Parents claiming child benefits could get an extra £250 a year by making a simple switch.
According to the latest figures 200,000 claimants could be making a mistake which will cost them further down the line.
The problem is linked to state pension – and if the ‘wrong’ parent claims child benefit, you will lose out on around £5,000 being added to your pension pot.
Figures released by HMRC after a Royal London freedom of information request, found that in many cases, the parent who is earning the most money is the one claiming child benefit.
In shorty, if you are taking time off work to look after a child, or working part time, or you earn less than your partner – you should be the one claiming child benefit – to make sure you get that £5,000 boost, reports The Mirror .
Under current rules, when a parent claims Child Benefit for a child under 12, they benefit from National Insurance ‘credits’ which contribute towards their state pension.
You need 35 years’ worth of these to get the full pay out at retirement, and being able to claim it through child benefit effectively means you won’t suffer while you’re out of work due to childcare.
In real terms, one year of credits is worth £250 a year on or £5,000 over a typical twenty year retirement.
However, the credit only goes to one person – the parent or guardian claiming the child benefit.
In most couples, the lower earner tends to claim the child benefit.
This makes sense because the higher earner is probably in paid work and already paying National Insurance, and therefore does not need the credit.
But new figures suggest that around 200,000 couples could lose out because the ‘wrong parent’ is claiming.
In these cases, the benefit is in the name of their spouse, meaning the non-earner (or very low earner) is missing out.
Parents – usually mothers – who are not aware of this, could find their state pension reduced by hundreds or even thousands of pounds a year in retirement if they do not take action.
The good news is that this problem can be fixed, even after the event, by transferring the credit from the child benefit recipient to the spouse.
This is achieved by completing a form CF411a to rectify the issue .

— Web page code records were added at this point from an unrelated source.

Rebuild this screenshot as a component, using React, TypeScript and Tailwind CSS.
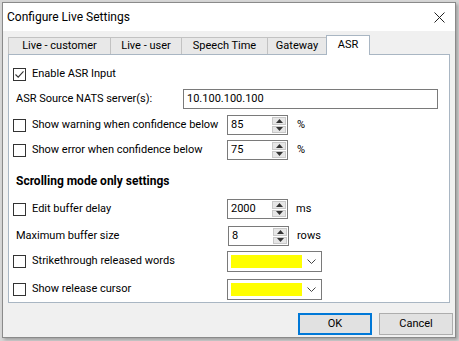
import React from "react";

const font = { fontFamily: 'Roboto, "Noto Sans", sans-serif' };

function Check({ checked = false }: { checked?: boolean }) {
  return (
    <div className="w-[13px] h-[13px] border border-[#333333] bg-white flex items-center justify-center shrink-0">
      {checked && (
        <svg width="11" height="11" viewBox="0 0 11 11">
          <path d="M1.5 5.5 L4.2 8.2 L9.5 2.3" fill="none" stroke="#333" strokeWidth="1.1" />
        </svg>
      )}
    </div>
  );
}

function Spinner({ value }: { value: string }) {
  return (
    <div className="w-[61px] h-[20px] border border-[#7a7a7a] bg-white flex items-stretch shrink-0">
      <div className="flex-1 pl-[3px] leading-[18px] text-black">{value}</div>
      <div className="w-[16px] flex flex-col p-[1px] gap-[1px]">
        <div className="flex-1 bg-[#e6e6e6] border border-[#c8c8c8] flex items-center justify-center">
          <svg width="7" height="4" viewBox="0 0 7 4"><path d="M0 4 L3.5 0 L7 4Z" fill="#333" /></svg>
        </div>
        <div className="flex-1 bg-[#e6e6e6] border border-[#c8c8c8] flex items-center justify-center">
          <svg width="7" height="4" viewBox="0 0 7 4"><path d="M0 0 L3.5 4 L7 0Z" fill="#333" /></svg>
        </div>
      </div>
    </div>
  );
}

function Combo() {
  return (
    <div className="w-[95px] h-[21px] border border-[#7a7a7a] bg-white flex items-center pl-[3px] shrink-0">
      <div className="w-[71px] h-[13px] bg-[#ffff00]" />
      <div className="flex-1 flex justify-center">
        <svg width="9" height="6" viewBox="0 0 9 6"><path d="M0.5 0.5 L4.5 4.5 L8.5 0.5" fill="none" stroke="#444" strokeWidth="1" /></svg>
      </div>
    </div>
  );
}

function Tab({ label, w, selected = false }: { label: string; w: string; selected?: boolean }) {
  if (selected) {
    return (
      <div className={`${w} h-[20px] -mb-[1px] bg-white border border-b-0 border-[#a9b6c3] flex items-center justify-center text-black z-10 whitespace-nowrap`}>
        {label}
      </div>
    );
  }
  return (
    <div className={`${w} h-[17px] bg-[#e8e8e8] border border-b-0 border-[#c2c2c2] -mr-[1px] flex items-center justify-center text-black whitespace-nowrap`}>
      {label}
    </div>
  );
}

export default function App() {
  return (
    <div className="w-[459px] h-[341px] bg-[#d6d6d6] pt-[2px] pl-[2px] text-[11px] whitespace-nowrap" style={font}>
      <div className="w-[454px] h-[336px] border border-[#8a8a8a] bg-[#f0f0f0] flex flex-col shadow-[2px_2px_3px_rgba(0,0,0,0.25)]">
        {/* title bar */}
        <div className="h-[28px] bg-white flex items-center justify-between pl-[4px] pr-[10px]">
          <span className="text-[12px] text-black">Configure Live Settings</span>
          <svg width="11" height="11" viewBox="0 0 11 11">
            <path d="M0.5 0.5 L10.5 10.5 M10.5 0.5 L0.5 10.5" stroke="#222" strokeWidth="1" />
          </svg>
        </div>
        {/* tabs */}
        <div className="pl-[5px] mt-[3px] flex items-end h-[20px]">
          <Tab label="Live - customer" w="w-[103px]" />
          <Tab label="Live - user" w="w-[72px]" />
          <Tab label="Speech Time" w="w-[87px]" />
          <Tab label="Gateway" w="w-[60px]" />
          <Tab label="ASR" w="w-[44px]" selected />
        </div>
        {/* panel */}
        <div className="ml-[5px] w-[442px] h-[249px] border border-[#a9b6c3] bg-white text-black flex flex-col">
          <div className="mt-[9px] h-[20px] flex items-center pl-[4px] gap-[6px]">
            <Check checked />
            <span>Enable ASR Input</span>
          </div>
          <div className="mt-[5px] h-[20px] flex items-center pl-[7px]">
            <span className="w-[167px]">ASR Source NATS server(s):</span>
            <div className="w-[255px] h-[20px] border border-[#7a7a7a] pl-[3px] leading-[18px]">10.100.100.100</div>
          </div>
          <div className="mt-[6px] h-[20px] flex items-center pl-[4px]">
            <Check />
            <span className="ml-[6px] w-[195px]">Show warning when confidence below</span>
            <Spinner value="85" />
            <span className="ml-[9px]">%</span>
          </div>
          <div className="mt-[5px] h-[20px] flex items-center pl-[4px]">
            <Check />
            <span className="ml-[6px] w-[195px]">Show error when confidence below</span>
            <Spinner value="75" />
            <span className="ml-[9px]">%</span>
          </div>
          <div className="mt-[11px] h-[20px] flex items-center pl-[7px] font-bold text-[12px]">
            Scrolling mode only settings
          </div>
          <div className="mt-[8px] h-[20px] flex items-center pl-[4px]">
            <Check />
            <span className="ml-[6px] w-[195px]">Edit buffer delay</span>
            <Spinner value="2000" />
            <span className="ml-[8px]">ms</span>
          </div>
          <div className="mt-[7px] h-[20px] flex items-center pl-[7px]">
            <span className="w-[212px]">Maximum buffer size</span>
            <Spinner value="8" />
            <span className="ml-[8px]">rows</span>
          </div>
          <div className="mt-[5px] h-[21px] flex items-center pl-[4px]">
            <Check />
            <span className="ml-[6px] w-[195px]">Strikethrough released words</span>
            <Combo />
          </div>
          <div className="mt-[7px] h-[21px] flex items-center pl-[4px]">
            <Check />
            <span className="ml-[6px] w-[195px]">Show release cursor</span>
            <Combo />
          </div>
        </div>
        {/* buttons */}
        <div className="flex justify-end gap-[7px] pr-[2px] mt-[10px]">
          <div className="w-[74px] h-[22px] border-2 border-[#0078d7] bg-[#e1e1e1] flex items-center justify-center text-black">OK</div>
          <div className="w-[74px] h-[22px] border border-[#adadad] bg-[#e1e1e1] flex items-center justify-center text-black">Cancel</div>
        </div>
      </div>
    </div>
  );
}
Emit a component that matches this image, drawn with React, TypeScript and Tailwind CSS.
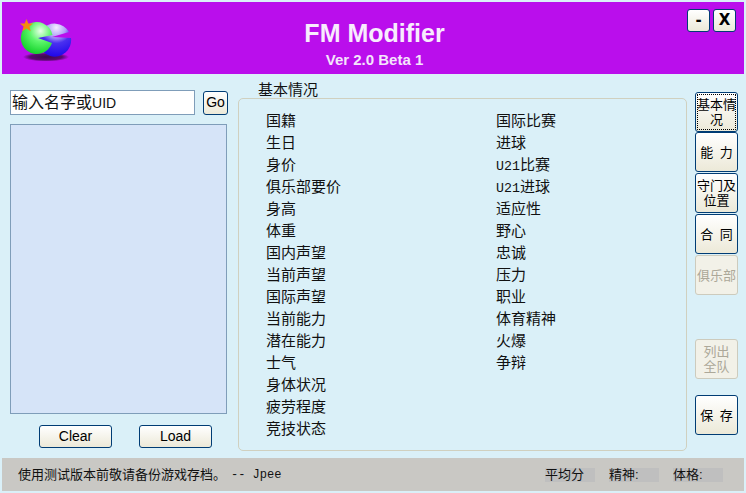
import React from "react";

const cjk = "font-['Liberation_Sans','Noto_Sans_CJK_SC',sans-serif]";
const mono = "font-['Liberation_Mono','Noto_Sans_CJK_SC',monospace]";

const col1 = ["国籍", "生日", "身价", "俱乐部要价", "身高", "体重", "国内声望", "当前声望", "国际声望", "当前能力", "潜在能力", "士气", "身体状况", "疲劳程度", "竞技状态"];
const col2 = ["国际比赛", "进球", "U21比赛", "U21进球", "适应性", "野心", "忠诚", "压力", "职业", "体育精神", "火爆", "争辩"];

const btn = "flex items-center justify-center rounded-[3px] border border-[#003c74] bg-gradient-to-b from-white to-[#ece9d8] text-black";
const btnOff = "flex items-center justify-center rounded-[3px] border border-[#cdcbbd] bg-[#f2f1e8] text-[#aca899]";

const Logo = () => (
  <svg width="60" height="50" viewBox="16 14 60 50">
    <defs>
      <radialGradient id="g" cx="0.62" cy="0.28" r="0.75">
        <stop offset="0" stopColor="#e8ffe8" />
        <stop offset="0.45" stopColor="#5cf56a" />
        <stop offset="1" stopColor="#10d028" />
      </radialGradient>
      <radialGradient id="b" cx="0.55" cy="0.12" r="0.95">
        <stop offset="0" stopColor="#f4eeff" />
        <stop offset="0.3" stopColor="#b0a0f8" />
        <stop offset="0.5" stopColor="#4a30f0" />
        <stop offset="1" stopColor="#1800e8" />
      </radialGradient>
      <radialGradient id="s">
        <stop offset="0" stopColor="#3a0a4c" />
        <stop offset="0.7" stopColor="#5a0a70" />
        <stop offset="1" stopColor="#b90eea" />
      </radialGradient>
    </defs>
    <ellipse cx="46" cy="57" rx="23" ry="4.5" fill="url(#s)" />
    <path d="M69 32A16.500 16.500 0 1 0 71 38L52 37Z" fill="url(#b)" />
    <path d="M52.500 35A16 16 0 1 0 52 43L38 38Z" fill="url(#g)" />
    <path d="M26.500 19l1.900 4.500h4.700l-3.700 3 1.300 4.800-4.200-2.700-4.200 2.700 1.300-4.800-3.700-3h4.700Z" fill="#f58a10" />
  </svg>
);

export default function App() {
  return (
    <div className={`w-[746px] h-[493px] bg-[#daf0f8] p-[2px] overflow-hidden flex flex-col ${cjk}`}>
      <div className="h-[72px] shrink-0 bg-[#ba0eec] grid grid-cols-[1fr_auto_1fr]">
        <div className="pl-[14px] pt-[12px]">
          <Logo />
        </div>
        <div className="flex flex-col items-center text-white font-bold pl-[3px]">
          <div className="text-[25px] leading-[30px] mt-[16px] text-[#f8ecfd]">FM Modifier</div>
          <div className="text-[15px] leading-[16px] mt-[4px] text-[#f4e4fb]">Ver 2.0 Beta 1</div>
        </div>
        <div className="flex justify-end gap-[3px] pr-[8px] pt-[7px] font-['DejaVu_Sans',sans-serif]">
          <button className={`${btn} w-[23px] h-[23px] text-[15px] font-bold leading-none`}>-</button>
          <button className={`${btn} w-[23px] h-[23px] text-[15px] font-bold leading-none`}>X</button>
        </div>
      </div>

      <div className="flex-1 flex min-h-0">
        <div className="w-[226px] ml-[8px] shrink-0 flex flex-col">
          <div className="flex items-center gap-[8px] mt-[16px]">
            <div className="w-[185px] h-[25px] bg-white border border-[#7f9db9] text-[16px] leading-[23px] pl-[1px] text-[#111]">
              输入名字或<span className="text-[14px]">UID</span>
            </div>
            <button className={`${btn} w-[25px] h-[24px] text-[14px]`}>Go</button>
          </div>
          <div className="w-[217px] h-[290px] mt-[9px] bg-[#d6e4f8] border border-[#7f9db9]" />
          <div className="flex gap-[27px] mt-[11px] ml-[29px]">
            <button className={`${btn} w-[73px] h-[23px] text-[14px]`}>Clear</button>
            <button className={`${btn} w-[73px] h-[23px] text-[14px]`}>Load</button>
          </div>
        </div>

        <div className="w-[449px] ml-[2px] shrink-0 mt-[7px]">
          <div className="ml-[20px] text-[15px] leading-[17px] text-[#111]">基本情况</div>
          <div className="w-[449px] h-[353px] border border-[#d0d0bf] rounded-[5px] grid grid-cols-[230px_1fr] pl-[27px] pt-[11px] text-[15px] leading-[22px] text-[#111]">
            <div>
              {col1.map((t) => (
                <div key={t}>{t}</div>
              ))}
            </div>
            <div>
              {col2.map((t) =>
                t.startsWith("U21") ? (
                  <div key={t} className="h-[22px]">
                    <span className={`${mono} text-[13.3px] leading-none`}>U21</span>
                    {t.slice(3)}
                  </div>
                ) : (
                  <div key={t}>{t}</div>
                )
              )}
            </div>
          </div>
        </div>

        <div className="ml-[8px] mt-[18px] w-[43px] flex flex-col text-[13px] leading-[15px] text-center">
          <button className={`${btn} h-[40px] outline-1 outline-dotted outline-black -outline-offset-3`}>基本情况</button>
          <button className={`${btn} h-[40px] [word-spacing:3px]`}>能 力</button>
          <button className={`${btn} h-[40px] mt-[1px]`}>守门及位置</button>
          <button className={`${btn} h-[40px] mt-[1px] [word-spacing:3px]`}>合 同</button>
          <button className={`${btnOff} h-[40px] mt-[1px]`}>俱乐部</button>
          <button className={`${btnOff} h-[40px] mt-[44px] px-[6px]`}>列出全队</button>
          <button className={`${btn} h-[40px] mt-[16px] [word-spacing:3px]`}>保 存</button>
        </div>
      </div>

      <div className="h-[33px] shrink-0 bg-[#c9c8c4] flex items-center text-[13px] text-[#111]">
        <div className="ml-[16px]">使用测试版本前敬请备份游戏存档。</div>
        <div className={`${mono} ml-[5px] text-[12px]`}>-- Jpee</div>
        <div className="ml-auto mr-[21px] flex gap-[14px]">
          <div className="w-[50px] h-[14px] bg-[#bfbfbf] leading-[14px]">平均分</div>
          <div className="w-[50px] h-[14px] bg-[#bfbfbf] leading-[14px]">精神:</div>
          <div className="w-[50px] h-[14px] bg-[#bfbfbf] leading-[14px]">体格:</div>
        </div>
      </div>
    </div>
  );
}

“It is quite right that parents who are looking after children get protection for their state pension record if they are out of paid work,” Steve Webb, director of policy at Royal London said.
“But this protection only works if the ‘right’ parent claims Child Benefit. It is very worrying that in around 200,000 families one partner is potentially missing out on the state pension protection that is rightfully theirs.
“Whilst this can be fixed by filling in the relevant form, many people will be unaware of this.
“HMRC should do much more to alert people who might be affected in order to make sure that many thousands of parents do not end up being penalised in retirement’.”
If you earn £118 a week or more, claiming child benefit won’t make a difference to your national insurance record, as you will already be paying national insurance contributions.
However, if you learn less than this, you should claim child benefit and get the national insurance credits that come with it.